We also investigated the Gini Index. From a spatial graph, we noted that the Gini Index did seem to be somewhat geographically influenced. When examining the overall data for the relationship between the Gini Index and the number of hate crimes, there was no strong correlation. However, when dividing the states by those that had a majority of voters vote for Trump and those that did not, we found the Gini Index had a negative relationship with hate crimes in states where the majority of voters voted for Trump and a positive relationship in states where a majority of voters didn’t vote for Trump.

Looking at how high school diploma rates interacted with hate crimes, we found that there was no significant relationship during 2010-2015 but there was a very slight positive statically significant relationship between the two variables in the week after Trump was elected. We noticed that the data was potentially clustering by region but further exploration with linear models and interaction terms led us to believe this was not an issue.

We feel as though we have made a great start into determining the cause of hate crimes but there is more work that can be done.
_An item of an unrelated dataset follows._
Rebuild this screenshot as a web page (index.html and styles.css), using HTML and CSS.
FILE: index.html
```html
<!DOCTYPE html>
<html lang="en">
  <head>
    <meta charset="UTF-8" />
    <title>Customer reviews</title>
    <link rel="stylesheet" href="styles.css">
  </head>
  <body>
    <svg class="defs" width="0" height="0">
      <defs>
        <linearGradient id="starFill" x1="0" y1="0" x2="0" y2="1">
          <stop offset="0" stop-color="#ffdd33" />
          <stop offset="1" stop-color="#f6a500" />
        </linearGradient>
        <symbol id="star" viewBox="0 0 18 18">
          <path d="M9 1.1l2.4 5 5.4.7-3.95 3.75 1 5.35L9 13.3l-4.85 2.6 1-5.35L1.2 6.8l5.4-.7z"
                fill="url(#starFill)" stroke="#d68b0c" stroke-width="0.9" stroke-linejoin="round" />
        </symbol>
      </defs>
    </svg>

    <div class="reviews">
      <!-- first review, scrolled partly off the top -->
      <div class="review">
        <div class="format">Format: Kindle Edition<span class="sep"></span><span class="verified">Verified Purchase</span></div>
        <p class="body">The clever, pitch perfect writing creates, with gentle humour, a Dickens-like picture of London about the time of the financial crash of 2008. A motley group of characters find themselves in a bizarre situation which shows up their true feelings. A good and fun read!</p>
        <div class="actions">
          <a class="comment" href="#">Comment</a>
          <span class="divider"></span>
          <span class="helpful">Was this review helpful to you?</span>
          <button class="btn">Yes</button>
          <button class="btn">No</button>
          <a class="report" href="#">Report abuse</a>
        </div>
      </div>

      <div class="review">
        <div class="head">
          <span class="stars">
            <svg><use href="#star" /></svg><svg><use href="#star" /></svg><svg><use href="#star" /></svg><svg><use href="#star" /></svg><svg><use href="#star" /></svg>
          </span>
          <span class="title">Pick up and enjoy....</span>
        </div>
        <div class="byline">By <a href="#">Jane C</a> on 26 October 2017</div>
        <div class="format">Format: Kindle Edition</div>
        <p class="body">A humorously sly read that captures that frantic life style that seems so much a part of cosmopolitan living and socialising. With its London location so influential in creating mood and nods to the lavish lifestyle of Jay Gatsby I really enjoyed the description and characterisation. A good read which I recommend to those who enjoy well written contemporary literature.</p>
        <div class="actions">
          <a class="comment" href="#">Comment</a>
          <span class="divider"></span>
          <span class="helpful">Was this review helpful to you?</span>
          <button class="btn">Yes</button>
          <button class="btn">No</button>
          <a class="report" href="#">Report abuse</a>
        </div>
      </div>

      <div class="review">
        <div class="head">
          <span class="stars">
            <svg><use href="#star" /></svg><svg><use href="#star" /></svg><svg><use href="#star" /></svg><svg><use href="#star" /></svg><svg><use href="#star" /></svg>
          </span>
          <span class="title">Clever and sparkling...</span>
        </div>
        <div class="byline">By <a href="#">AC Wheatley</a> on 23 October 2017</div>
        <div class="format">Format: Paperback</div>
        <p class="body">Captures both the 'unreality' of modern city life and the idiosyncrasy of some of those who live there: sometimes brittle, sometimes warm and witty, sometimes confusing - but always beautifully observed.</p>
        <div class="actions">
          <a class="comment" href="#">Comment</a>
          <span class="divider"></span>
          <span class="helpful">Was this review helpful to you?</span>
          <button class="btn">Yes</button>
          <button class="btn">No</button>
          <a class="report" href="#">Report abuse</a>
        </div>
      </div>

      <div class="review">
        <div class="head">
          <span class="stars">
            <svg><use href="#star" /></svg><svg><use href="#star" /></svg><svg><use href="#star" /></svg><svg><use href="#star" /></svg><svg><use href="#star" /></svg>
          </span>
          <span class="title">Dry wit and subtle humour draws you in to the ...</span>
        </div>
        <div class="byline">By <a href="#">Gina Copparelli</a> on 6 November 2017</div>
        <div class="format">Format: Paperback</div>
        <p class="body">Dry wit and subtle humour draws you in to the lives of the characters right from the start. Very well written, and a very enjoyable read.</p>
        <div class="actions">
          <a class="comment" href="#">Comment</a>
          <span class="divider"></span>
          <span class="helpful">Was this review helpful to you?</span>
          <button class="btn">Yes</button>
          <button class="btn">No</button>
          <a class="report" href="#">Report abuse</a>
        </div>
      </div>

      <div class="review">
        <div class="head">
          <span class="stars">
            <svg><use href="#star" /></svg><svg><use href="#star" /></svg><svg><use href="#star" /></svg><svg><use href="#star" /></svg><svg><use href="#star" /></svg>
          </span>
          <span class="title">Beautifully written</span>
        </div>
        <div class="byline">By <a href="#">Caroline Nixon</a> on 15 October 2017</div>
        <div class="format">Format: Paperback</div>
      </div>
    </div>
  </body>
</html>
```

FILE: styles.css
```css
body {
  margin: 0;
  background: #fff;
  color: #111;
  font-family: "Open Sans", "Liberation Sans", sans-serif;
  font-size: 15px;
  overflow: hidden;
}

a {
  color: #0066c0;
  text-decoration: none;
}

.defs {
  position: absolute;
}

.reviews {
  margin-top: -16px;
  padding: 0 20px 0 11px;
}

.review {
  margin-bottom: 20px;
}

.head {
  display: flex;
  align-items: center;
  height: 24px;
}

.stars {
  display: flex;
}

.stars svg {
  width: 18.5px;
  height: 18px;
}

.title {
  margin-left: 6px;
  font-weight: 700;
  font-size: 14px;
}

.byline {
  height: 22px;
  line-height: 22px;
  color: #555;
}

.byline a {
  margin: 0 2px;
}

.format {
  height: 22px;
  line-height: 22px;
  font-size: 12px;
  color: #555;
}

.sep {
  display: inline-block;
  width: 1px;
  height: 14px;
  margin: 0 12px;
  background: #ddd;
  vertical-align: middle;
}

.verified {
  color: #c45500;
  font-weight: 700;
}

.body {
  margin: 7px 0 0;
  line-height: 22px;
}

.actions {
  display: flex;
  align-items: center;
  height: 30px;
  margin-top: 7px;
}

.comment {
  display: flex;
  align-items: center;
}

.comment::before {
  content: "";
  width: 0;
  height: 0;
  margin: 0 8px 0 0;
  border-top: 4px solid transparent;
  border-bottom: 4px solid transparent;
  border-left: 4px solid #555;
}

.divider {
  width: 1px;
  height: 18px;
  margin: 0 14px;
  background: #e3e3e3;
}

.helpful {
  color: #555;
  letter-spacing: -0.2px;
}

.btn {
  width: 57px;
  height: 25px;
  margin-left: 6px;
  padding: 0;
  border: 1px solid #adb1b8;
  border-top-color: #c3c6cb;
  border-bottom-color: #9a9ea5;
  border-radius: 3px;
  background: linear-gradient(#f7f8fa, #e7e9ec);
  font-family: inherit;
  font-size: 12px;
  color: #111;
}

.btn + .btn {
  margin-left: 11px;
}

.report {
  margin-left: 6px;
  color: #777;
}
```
One area that we would like to see further exploration in is the collection of data surrounding hate crimes. In many of the topics that we studied; we saw some evidence of clustering. Though we ruled out a region-based clustering, perhaps there is another variable that could explain these trends. Having more variables to examine could be one way to help determine the cause of hate crimes. Additionally, we recognize that we could only examine reported hate crimes, and cannot take into account unreported crimes or misclasified crimes. This certainly introduces bias, as it also seems likely that in states with more discrimination, more crimes are misclasified.